The #1 Eating Habit to Avoid to Keep Your Brain Sharp, Says Dietitian
There are so many lifestyle factors that play roles in your brain health. Socializing, sleep, physical exercise, and nutrition are just some of the pillars that can keep you sharp. When it comes to nutrition, there are certain foods we know can aid in brain health, like those high in omega-3, fruit, vegetables, and items rich in antioxidants.
While these are the foods you should be enjoying frequently, there is one eating habit you should avoid to keep your brain sharp… consuming high amounts of refined sugar. Read on to learn more about how processed sugar can negatively impact your brain.
It is important to first differentiate between the sugar naturally found in foods like milk and fruit from the processed sugar often added to food and drinks. When talking about refined sugar, think about what you use in baking, what might add to your coffee, the type of sugar in soda and juice, and the form found in an array of candy, pastries, and even savory sauces.
The American Heart Association estimates that adults consume about 77 grams of sugar per day, about three times the recommended intake for women. For reference, the AHA recommends women consume fewer than 25 grams daily, while men should have no more than 36 grams.
A diet high in refined sugar is thought to increase risk of developing type 2 diabetes, and research suggests a type 2 diabetes diagnosis increases one's risk of developing Alzheimer's disease. Another study documented a correlation between blood glucose levels and dementia, where higher glucose levels in individuals with and without diabetes were related to increased risk of dementia.
While there are genetic factors that likely play a role in brain health and risk of memory-related disease, current research indicates that your food and drink choices have an impact, too. In fact, another study completed in rats found that a high-sugar diet, especially in the form of high-fructose corn syrup, can increase brain inflammation and lead to impaired memory.
A modest amount of sugar likely will not impact your health negatively, and if you find yourself consuming multiple sources of sugar daily, try cutting back to meet the AHA's recommendations for sugar intake.
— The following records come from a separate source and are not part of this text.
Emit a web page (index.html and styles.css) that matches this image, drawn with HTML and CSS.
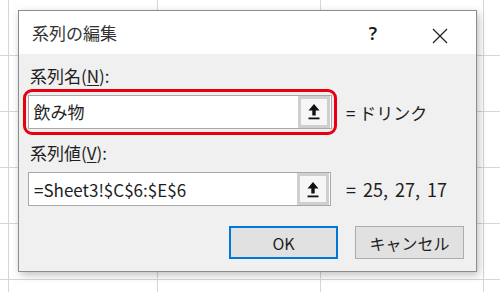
FILE: index.html
```html
<!DOCTYPE html>
<html lang="ja">
<head>
    <meta charset="UTF-8">
    <title>系列の編集</title>
    <link rel="stylesheet" href="styles.css">
</head>
<body>
    <div class="dialog">
        <div class="titlebar">
            <span class="title">系列の編集</span>
            <span class="help">?</span>
            <span class="close">
                <svg width="16" height="16" viewBox="0 0 16 16"><path d="M1 1 L15 15 M15 1 L1 15" stroke="#222" stroke-width="1.3" fill="none"/></svg>
            </span>
        </div>
        <div class="body">
            <div class="label">系列名(<u>N</u>):</div>
            <div class="field-row">
                <div class="field highlight">
                    <div class="input">
                        <span class="input-text">飲み物</span>
                        <span class="ref-btn"><span class="ref-inner">
                            <svg width="12" height="17" viewBox="0 0 12 17"><path d="M6 1 L11.5 7.5 L7.7 7.5 L7.7 12.5 L4.3 12.5 L4.3 7.5 L0.5 7.5 Z" fill="#111"/><rect x="0.5" y="14.5" width="11" height="1.8" fill="#111"/></svg>
                        </span></span>
                    </div>
                </div>
                <span class="value">= ドリンク</span>
            </div>
            <div class="label second">系列値(<u>V</u>):</div>
            <div class="field-row">
                <div class="field">
                    <div class="input">
                        <span class="input-text">=Sheet3!$C$6:$E$6</span>
                        <span class="ref-btn"><span class="ref-inner">
                            <svg width="12" height="17" viewBox="0 0 12 17"><path d="M6 1 L11.5 7.5 L7.7 7.5 L7.7 12.5 L4.3 12.5 L4.3 7.5 L0.5 7.5 Z" fill="#111"/><rect x="0.5" y="14.5" width="11" height="1.8" fill="#111"/></svg>
                        </span></span>
                    </div>
                </div>
                <span class="value num">= 25, 27, 17</span>
            </div>
            <div class="buttons">
                <button class="btn default">OK</button>
                <button class="btn">キャンセル</button>
            </div>
        </div>
    </div>
</body>
</html>
```

FILE: styles.css
```css
body {
    margin: 0;
    padding: 10px 0 0 18px;
    width: 500px;
    height: 292px;
    box-sizing: border-box;
    overflow: hidden;
    font-family: "Noto Sans CJK JP", "Noto Sans", sans-serif;
    color: #1e1e1e;
    background-color: #fff;
    background-image:
        linear-gradient(#d6d6d6, #d6d6d6),
        linear-gradient(#d6d6d6, #d6d6d6),
        linear-gradient(#d6d6d6, #d6d6d6),
        linear-gradient(#d6d6d6, #d6d6d6),
        repeating-linear-gradient(to bottom, #d6d6d6 0, #d6d6d6 1px, transparent 1px, transparent 56px);
    background-size: 1px 100%, 1px 100%, 1px 100%, 1px 100%, 100% 100%;
    background-position: 8px 0, 157px 0, 320px 0, 483px 0, 0 -1px;
    background-repeat: no-repeat;
}
.dialog {
    width: 459px;
    height: 262px;
    box-sizing: border-box;
    border: 1px solid #8c8c8c;
    background: #f0f0f0;
    box-shadow: 2px 3px 8px rgba(0, 0, 0, 0.25);
    display: flex;
    flex-direction: column;
}
.titlebar {
    height: 43px;
    background: #fff;
    display: flex;
    align-items: center;
    padding-left: 13px;
}
.title {
    flex: 1;
    font-size: 17px;
    color: #333;
}
.help {
    width: 20px;
    text-align: center;
    font-size: 18px;
    font-weight: 600;
    font-family: "Noto Sans", sans-serif;
    margin-right: 49px;
}
.close {
    width: 16px;
    height: 16px;
    margin-right: 28px;
}
.body {
    padding: 12px 0 0 11px;
}
.label {
    font-size: 17px;
    line-height: 20px;
    height: 20px;
    margin-bottom: 3px;
}
.label.second {
    margin-top: 8px;
}
.label u {
    text-decoration-thickness: 1px;
    text-underline-offset: 2px;
}
.field-row {
    display: flex;
    align-items: center;
    margin-left: -7px;
}
.field {
    width: 314px;
    height: 46px;
    box-sizing: border-box;
    border: 3px solid transparent;
    border-radius: 9px;
    padding: 3px 3px 3px 2px;
}
.field.highlight {
    border: 3.5px solid #e60012;
    padding: 2.5px 2.5px 2.5px 1.5px;
}
.input {
    height: 34px;
    box-sizing: border-box;
    border: 1px solid #a8a8a8;
    background: #fff;
    display: flex;
    align-items: center;
}
.input-text {
    flex: 1;
    padding-left: 5px;
    font-size: 17px;
}
.ref-btn {
    width: 32px;
    height: 32px;
    box-sizing: border-box;
    background: #cfcfcf;
    padding: 3px;
    margin-right: 1px;
}
.ref-inner {
    display: flex;
    align-items: center;
    justify-content: center;
    height: 100%;
    background: #f6f6f6;
}
.value {
    margin-left: 9px;
    font-size: 17px;
}
.value.num {
    font-size: 18px;
    word-spacing: 3px;
}
.buttons {
    display: flex;
    justify-content: flex-end;
    gap: 17px;
    margin-top: 14px;
    padding-right: 12px;
}
.btn {
    width: 109px;
    height: 33px;
    font-family: inherit;
    font-size: 16px;
    color: #1e1e1e;
    background: #e1e1e1;
    border: 1px solid #adadad;
}
.btn.default {
    border: 2px solid #0078d7;
}
```
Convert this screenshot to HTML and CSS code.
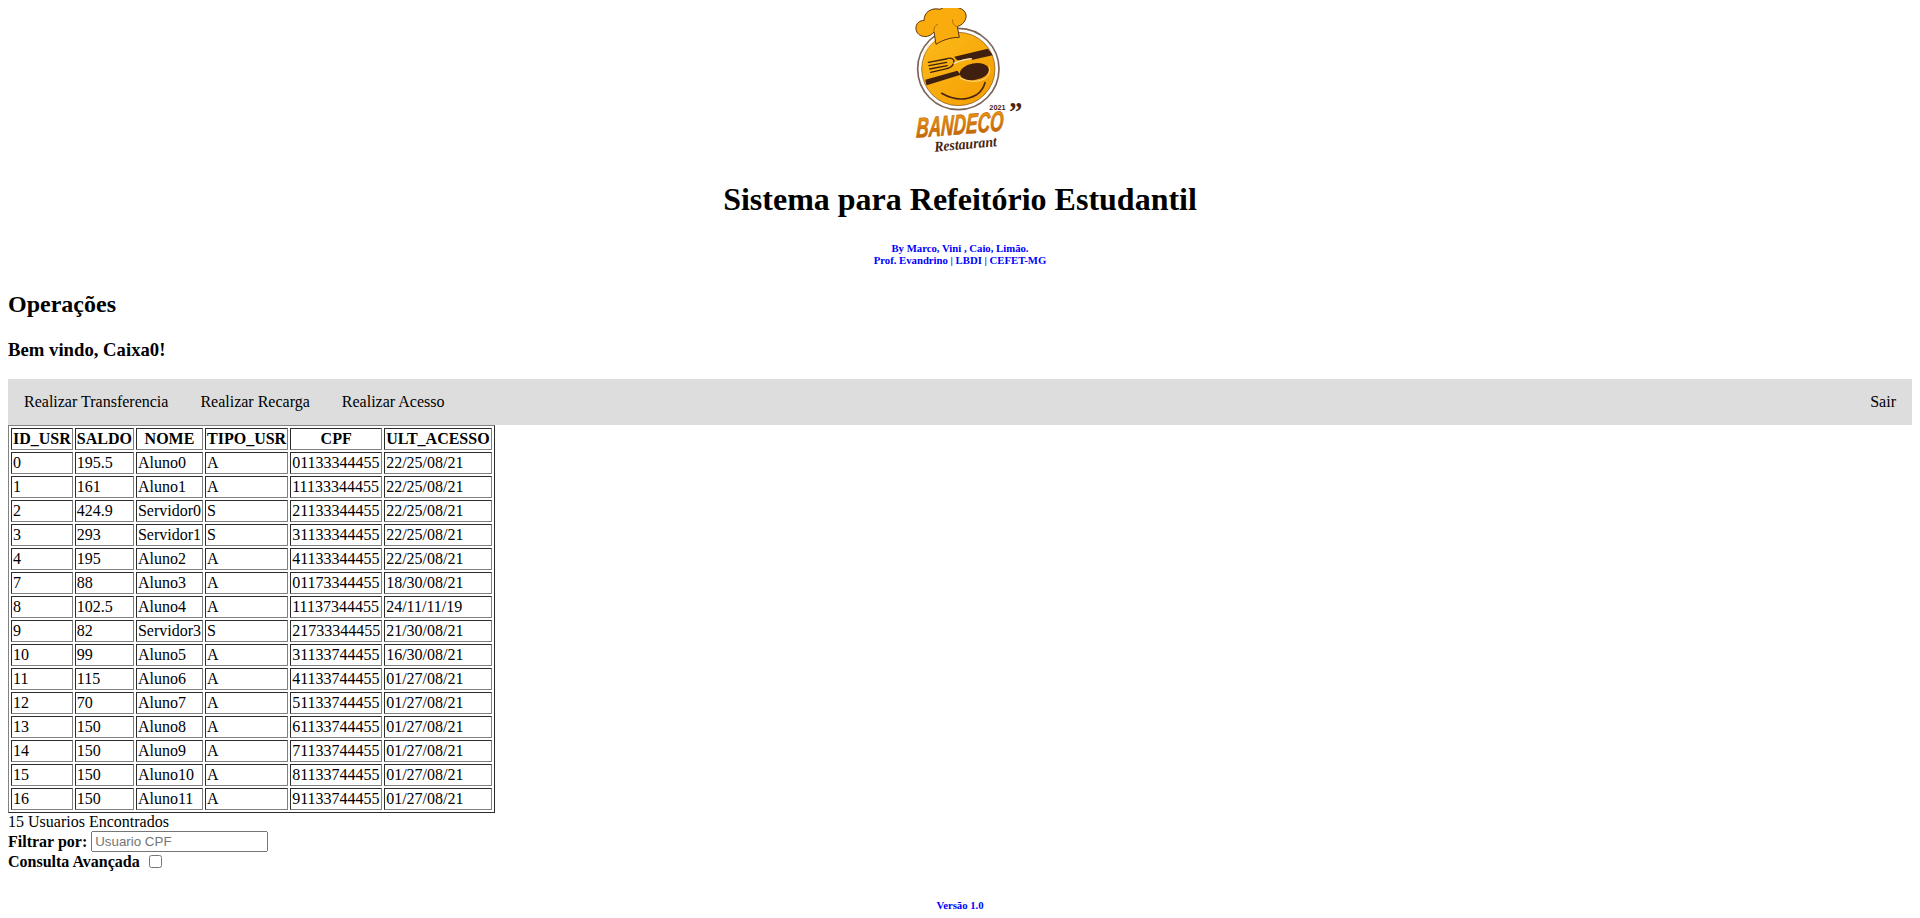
FILE: index.html
```html
<!DOCTYPE html>
<html lang="pt-BR">
<head>
<meta charset="utf-8">
<title>Sistema para Refeitório Estudantil</title>
<link rel="stylesheet" href="styles.css">
</head>
<body>
<header class="top">
  <svg class="logo" viewBox="0 24 600 456" width="200" height="152" aria-label="Bandeco Restaurant">
    <defs>
      <linearGradient id="face" x1="0" y1="0" x2="1" y2="1">
        <stop offset="0" stop-color="#fdbb1a"/>
        <stop offset="1" stop-color="#f39c00"/>
      </linearGradient>
      <linearGradient id="word" x1="0" y1="0" x2="0" y2="1">
        <stop offset="0" stop-color="#f0a010"/>
        <stop offset="1" stop-color="#b85a06"/>
      </linearGradient>
    </defs>
    <circle cx="295" cy="207" r="122" fill="#fff" stroke="#7a6458" stroke-width="5"/>
    <circle cx="295" cy="207" r="110" fill="url(#face)" stroke="#7a4b20" stroke-width="2"/>
    <path d="M192 160A112 112 0 0 1 262 102" fill="none" stroke="#ffe7a8" stroke-width="4"/>
    <path d="M283 170L383 146Q392 155 398 166L338 179Q326 172 300 181Q288 182 283 170Z" fill="#3f2010"/>
    <path d="M196 239L292 212L302 224L200 256Q197 248 196 239Z" fill="#3f2010"/>
    <ellipse cx="343" cy="215" rx="44" ry="25" transform="rotate(-10 343 215)" fill="#3f2010"/>
    <path d="M300 234Q340 254 375 236Q392 224 388 200" fill="none" stroke="#ffd98a" stroke-width="3"/>
    <g fill="none" stroke="#3f2010" stroke-width="4" stroke-linecap="round">
      <path d="M205 187L258 177"/>
      <path d="M207 197L260 187"/>
      <path d="M209 207L262 197"/>
      <path d="M212 217L264 205"/>
      <path d="M258 177Q276 170 282 182Q282 198 264 205"/>
    </g>
    <path d="M282 190Q310 178 334 176" fill="none" stroke="#f7e6c4" stroke-width="4" stroke-linecap="round"/>
    <path d="M245 280Q300 312 350 284Q368 272 375 248" fill="none" stroke="#4a2410" stroke-width="5" stroke-linecap="round"/>
    <path d="M228 133L222 96C205 118 172 112 168 88C166 70 180 60 192 62C192 35 215 22 240 28C258 14 295 18 312 32C326 48 316 72 292 80L298 112C272 112 248 120 228 133Z" fill="#f9ac0c" stroke="#5b3413" stroke-width="3" stroke-linejoin="round"/>
    <path d="M222 96Q220 78 234 72M292 80Q276 76 278 58" fill="none" stroke="#8a5416" stroke-width="2"/>
    <text class="year" x="388" y="330">2021</text>
    <text class="quote" x="447" y="362">”</text>
    <text class="brand" x="168" y="413" textLength="262" lengthAdjust="spacingAndGlyphs" transform="rotate(-4.5 168 413) translate(168 413) skewX(-7) translate(-168 -413)" fill="url(#word)">BANDECO</text>
    <text class="rest" x="224" y="455" textLength="188" lengthAdjust="spacingAndGlyphs" transform="rotate(-5 224 455)">Restaurant</text>
  </svg>
  <h1 class="title">Sistema para Refeitório Estudantil</h1>
  <p class="credits">By Marco, Vini , Caio, Limão.<br>Prof. Evandrino | LBDI | CEFET-MG</p>
</header>
<main>
  <h2 class="section">Operações</h2>
  <h3 class="welcome">Bem vindo, Caixa0!</h3>
  <nav class="menu">
    <a class="menu-item" href="#">Realizar Transferencia</a>
    <a class="menu-item" href="#">Realizar Recarga</a>
    <a class="menu-item" href="#">Realizar Acesso</a>
    <a class="menu-item menu-exit" href="#">Sair</a>
  </nav>
  <table class="users" border="1">
    <thead>
      <tr><th>ID_USR</th><th>SALDO</th><th>NOME</th><th>TIPO_USR</th><th>CPF</th><th>ULT_ACESSO</th></tr>
    </thead>
    <tbody>
      <tr><td>0</td><td>195.5</td><td>Aluno0</td><td>A</td><td>01133344455</td><td>22/25/08/21</td></tr>
      <tr><td>1</td><td>161</td><td>Aluno1</td><td>A</td><td>11133344455</td><td>22/25/08/21</td></tr>
      <tr><td>2</td><td>424.9</td><td>Servidor0</td><td>S</td><td>21133344455</td><td>22/25/08/21</td></tr>
      <tr><td>3</td><td>293</td><td>Servidor1</td><td>S</td><td>31133344455</td><td>22/25/08/21</td></tr>
      <tr><td>4</td><td>195</td><td>Aluno2</td><td>A</td><td>41133344455</td><td>22/25/08/21</td></tr>
      <tr><td>7</td><td>88</td><td>Aluno3</td><td>A</td><td>01173344455</td><td>18/30/08/21</td></tr>
      <tr><td>8</td><td>102.5</td><td>Aluno4</td><td>A</td><td>11137344455</td><td>24/11/11/19</td></tr>
      <tr><td>9</td><td>82</td><td>Servidor3</td><td>S</td><td>21733344455</td><td>21/30/08/21</td></tr>
      <tr><td>10</td><td>99</td><td>Aluno5</td><td>A</td><td>31133744455</td><td>16/30/08/21</td></tr>
      <tr><td>11</td><td>115</td><td>Aluno6</td><td>A</td><td>41133744455</td><td>01/27/08/21</td></tr>
      <tr><td>12</td><td>70</td><td>Aluno7</td><td>A</td><td>51133744455</td><td>01/27/08/21</td></tr>
      <tr><td>13</td><td>150</td><td>Aluno8</td><td>A</td><td>61133744455</td><td>01/27/08/21</td></tr>
      <tr><td>14</td><td>150</td><td>Aluno9</td><td>A</td><td>71133744455</td><td>01/27/08/21</td></tr>
      <tr><td>15</td><td>150</td><td>Aluno10</td><td>A</td><td>81133744455</td><td>01/27/08/21</td></tr>
      <tr><td>16</td><td>150</td><td>Aluno11</td><td>A</td><td>91133744455</td><td>01/27/08/21</td></tr>
    </tbody>
  </table>
  <div class="count">15 Usuarios Encontrados</div>
  <div class="filter">
    <label class="field-label" for="cpf">Filtrar por:</label>
    <input class="field-input" id="cpf" type="text" placeholder="Usuario CPF">
  </div>
  <div class="advanced">
    <label class="field-label" for="adv">Consulta Avançada</label>
    <input class="field-check" id="adv" type="checkbox">
  </div>
</main>
<footer class="version">Versão 1.0</footer>
</body>
</html>
```

FILE: styles.css
```css
html, body {
  background: #fff;
}
body {
  margin: 8px;
  color: #000;
  font-family: "Liberation Serif", "Times New Roman", serif;
  font-size: 16px;
}
.top {
  text-align: center;
}
.logo {
  display: block;
  margin: 0 auto;
}
.year {
  font-family: "Liberation Sans", Arial, sans-serif;
  font-weight: 700;
  font-size: 22px;
  fill: #4a2410;
}
.quote {
  font-family: "Liberation Serif", serif;
  font-weight: 700;
  font-size: 80px;
  fill: #4a2410;
}
.brand {
  font-family: "Liberation Sans", Arial, sans-serif;
  font-weight: 700;
  font-style: italic;
  font-size: 84px;
  stroke: #c56a08;
  stroke-width: 2px;
}
.rest {
  font-family: "Liberation Serif", serif;
  font-weight: 700;
  font-style: italic;
  font-size: 44px;
  fill: #4a2410;
}
.title {
  margin: 21.44px 0;
  font-size: 32px;
  font-weight: 700;
}
.credits {
  margin: 0;
  padding: 2px 0 5px;
  color: #00f;
  font-size: 10.72px;
  font-weight: 700;
  line-height: 12px;
}
.section {
  margin: 19.92px 0 20.92px;
  font-size: 24px;
  font-weight: 700;
}
.welcome {
  margin: 18.72px 0;
  font-size: 18.72px;
  font-weight: 700;
}
.menu {
  display: flex;
  background: #ddd;
}
.menu-item {
  padding: 14px 16px;
  color: #000;
  text-decoration: none;
  line-height: 18px;
}
.menu-exit {
  margin-left: auto;
}
.users {
  border-spacing: 2px;
}
.users th,
.users td {
  padding: 1px;
}
.filter,
.advanced {
  display: flex;
  align-items: center;
}
.field-label {
  font-weight: 700;
}
.field-input {
  width: 177px;
  height: 21px;
  box-sizing: border-box;
  margin-left: 4px;
  padding: 1px 2px;
  font-family: "Liberation Sans", Arial, sans-serif;
  font-size: 13.33px;
}
.field-check {
  margin: 3px 3px 3px 9px;
}
.version {
  margin-top: 28px;
  color: #00f;
  font-size: 10.72px;
  font-weight: 700;
  text-align: center;
}
```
Swap regular soda for diet or unsweetened sparkling water, use a zero-calorie sugar substitute in place of sugar, swap candy for fruit, and load up on protein and fiber-dense foods to keep you full and satisfied, and less likely to overeat sugary items.
Many of the current studies analyzing the impact of sugar on the brain have been conducted on animals. While this is helpful is providing us preliminary information and serves as a template for how to conduct similar studies in humans, more research is needed to build conclusive guidelines around sugar intake for brain health.
However, what we currently know points to limiting your intake of refined sugar to reduce your risk of many diseases, like type 2 diabetes, Alzheimer's, dementia, and even obesity and heart disease.